BEGIN Given data

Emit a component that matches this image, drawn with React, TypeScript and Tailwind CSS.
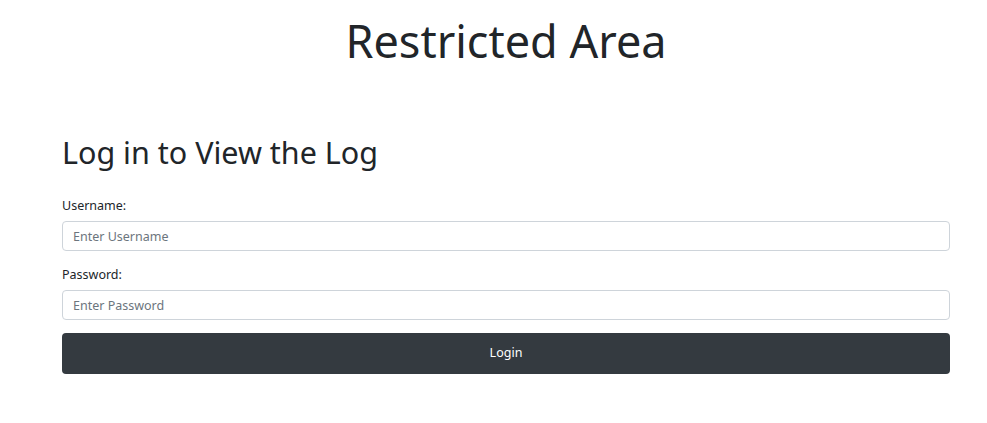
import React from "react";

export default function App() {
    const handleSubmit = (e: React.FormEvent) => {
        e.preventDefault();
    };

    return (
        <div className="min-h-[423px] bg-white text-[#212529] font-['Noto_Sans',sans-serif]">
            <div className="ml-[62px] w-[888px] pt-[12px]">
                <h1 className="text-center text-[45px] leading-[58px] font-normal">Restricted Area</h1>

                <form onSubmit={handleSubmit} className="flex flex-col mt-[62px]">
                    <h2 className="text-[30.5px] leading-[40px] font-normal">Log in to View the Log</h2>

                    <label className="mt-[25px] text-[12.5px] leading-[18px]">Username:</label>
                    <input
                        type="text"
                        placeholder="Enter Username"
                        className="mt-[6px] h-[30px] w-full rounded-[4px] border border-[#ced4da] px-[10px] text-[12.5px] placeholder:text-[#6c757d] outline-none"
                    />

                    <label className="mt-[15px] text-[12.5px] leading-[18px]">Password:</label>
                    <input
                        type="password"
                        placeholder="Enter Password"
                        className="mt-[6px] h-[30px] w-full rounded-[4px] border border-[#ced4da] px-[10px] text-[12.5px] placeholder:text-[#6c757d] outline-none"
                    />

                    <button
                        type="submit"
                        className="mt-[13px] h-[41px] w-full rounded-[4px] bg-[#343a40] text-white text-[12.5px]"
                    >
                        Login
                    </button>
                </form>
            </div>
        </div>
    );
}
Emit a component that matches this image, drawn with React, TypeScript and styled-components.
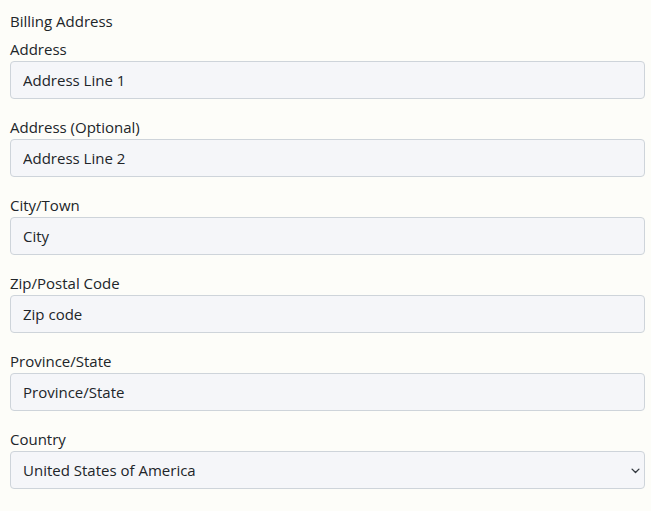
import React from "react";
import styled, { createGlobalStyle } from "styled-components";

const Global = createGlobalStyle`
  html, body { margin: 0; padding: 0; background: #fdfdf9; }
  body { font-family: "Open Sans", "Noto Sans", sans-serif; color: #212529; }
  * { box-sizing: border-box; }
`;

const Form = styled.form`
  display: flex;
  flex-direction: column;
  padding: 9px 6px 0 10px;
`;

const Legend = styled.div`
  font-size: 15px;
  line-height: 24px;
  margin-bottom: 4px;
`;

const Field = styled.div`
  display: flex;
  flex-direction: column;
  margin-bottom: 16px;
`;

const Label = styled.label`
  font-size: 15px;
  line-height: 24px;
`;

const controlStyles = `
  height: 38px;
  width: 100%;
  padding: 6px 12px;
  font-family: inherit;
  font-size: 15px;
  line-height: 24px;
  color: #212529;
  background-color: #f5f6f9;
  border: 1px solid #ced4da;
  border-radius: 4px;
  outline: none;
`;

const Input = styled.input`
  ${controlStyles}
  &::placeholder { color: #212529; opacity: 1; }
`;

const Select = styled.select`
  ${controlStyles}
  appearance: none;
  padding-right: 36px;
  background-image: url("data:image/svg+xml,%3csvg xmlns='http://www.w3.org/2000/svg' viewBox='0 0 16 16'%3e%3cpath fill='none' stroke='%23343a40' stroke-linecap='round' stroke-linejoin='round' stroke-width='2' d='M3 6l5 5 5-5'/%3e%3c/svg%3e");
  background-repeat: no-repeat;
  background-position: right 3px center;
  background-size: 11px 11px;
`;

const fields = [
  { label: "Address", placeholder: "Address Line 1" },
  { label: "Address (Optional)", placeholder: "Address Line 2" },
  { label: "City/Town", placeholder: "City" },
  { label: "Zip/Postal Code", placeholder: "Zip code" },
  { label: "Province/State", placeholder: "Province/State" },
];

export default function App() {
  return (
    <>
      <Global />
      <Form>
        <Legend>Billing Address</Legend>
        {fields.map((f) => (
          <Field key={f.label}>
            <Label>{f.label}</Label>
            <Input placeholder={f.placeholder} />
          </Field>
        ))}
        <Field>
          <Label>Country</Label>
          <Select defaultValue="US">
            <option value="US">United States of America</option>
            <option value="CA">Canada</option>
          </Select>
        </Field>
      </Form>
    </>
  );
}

END Given data

• _Task instructions_: Output all the records, word for word, with no pictures in the copy.

• _Exercise response_:
Emit a component that matches this image, drawn with React, TypeScript and Tailwind CSS.
import React from "react";

export default function App() {
    const handleSubmit = (e: React.FormEvent) => {
        e.preventDefault();
    };

    return (
        <div className="min-h-[423px] bg-white text-[#212529] font-['Noto_Sans',sans-serif]">
            <div className="ml-[62px] w-[888px] pt-[12px]">
                <h1 className="text-center text-[45px] leading-[58px] font-normal">Restricted Area</h1>

                <form onSubmit={handleSubmit} className="flex flex-col mt-[62px]">
                    <h2 className="text-[30.5px] leading-[40px] font-normal">Log in to View the Log</h2>

                    <label className="mt-[25px] text-[12.5px] leading-[18px]">Username:</label>
                    <input
                        type="text"
                        placeholder="Enter Username"
                        className="mt-[6px] h-[30px] w-full rounded-[4px] border border-[#ced4da] px-[10px] text-[12.5px] placeholder:text-[#6c757d] outline-none"
                    />

                    <label className="mt-[15px] text-[12.5px] leading-[18px]">Password:</label>
                    <input
                        type="password"
                        placeholder="Enter Password"
                        className="mt-[6px] h-[30px] w-full rounded-[4px] border border-[#ced4da] px-[10px] text-[12.5px] placeholder:text-[#6c757d] outline-none"
                    />

                    <button
                        type="submit"
                        className="mt-[13px] h-[41px] w-full rounded-[4px] bg-[#343a40] text-white text-[12.5px]"
                    >
                        Login
                    </button>
                </form>
            </div>
        </div>
    );
}
Emit a component that matches this image, drawn with React, TypeScript and styled-components.
import React from "react";
import styled, { createGlobalStyle } from "styled-components";

const Global = createGlobalStyle`
  html, body { margin: 0; padding: 0; background: #fdfdf9; }
  body { font-family: "Open Sans", "Noto Sans", sans-serif; color: #212529; }
  * { box-sizing: border-box; }
`;

const Form = styled.form`
  display: flex;
  flex-direction: column;
  padding: 9px 6px 0 10px;
`;

const Legend = styled.div`
  font-size: 15px;
  line-height: 24px;
  margin-bottom: 4px;
`;

const Field = styled.div`
  display: flex;
  flex-direction: column;
  margin-bottom: 16px;
`;

const Label = styled.label`
  font-size: 15px;
  line-height: 24px;
`;

const controlStyles = `
  height: 38px;
  width: 100%;
  padding: 6px 12px;
  font-family: inherit;
  font-size: 15px;
  line-height: 24px;
  color: #212529;
  background-color: #f5f6f9;
  border: 1px solid #ced4da;
  border-radius: 4px;
  outline: none;
`;

const Input = styled.input`
  ${controlStyles}
  &::placeholder { color: #212529; opacity: 1; }
`;

const Select = styled.select`
  ${controlStyles}
  appearance: none;
  padding-right: 36px;
  background-image: url("data:image/svg+xml,%3csvg xmlns='http://www.w3.org/2000/svg' viewBox='0 0 16 16'%3e%3cpath fill='none' stroke='%23343a40' stroke-linecap='round' stroke-linejoin='round' stroke-width='2' d='M3 6l5 5 5-5'/%3e%3c/svg%3e");
  background-repeat: no-repeat;
  background-position: right 3px center;
  background-size: 11px 11px;
`;

const fields = [
  { label: "Address", placeholder: "Address Line 1" },
  { label: "Address (Optional)", placeholder: "Address Line 2" },
  { label: "City/Town", placeholder: "City" },
  { label: "Zip/Postal Code", placeholder: "Zip code" },
  { label: "Province/State", placeholder: "Province/State" },
];

export default function App() {
  return (
    <>
      <Global />
      <Form>
        <Legend>Billing Address</Legend>
        {fields.map((f) => (
          <Field key={f.label}>
            <Label>{f.label}</Label>
            <Input placeholder={f.placeholder} />
          </Field>
        ))}
        <Field>
          <Label>Country</Label>
          <Select defaultValue="US">
            <option value="US">United States of America</option>
            <option value="CA">Canada</option>
          </Select>
        </Field>
      </Form>
    </>
  );
}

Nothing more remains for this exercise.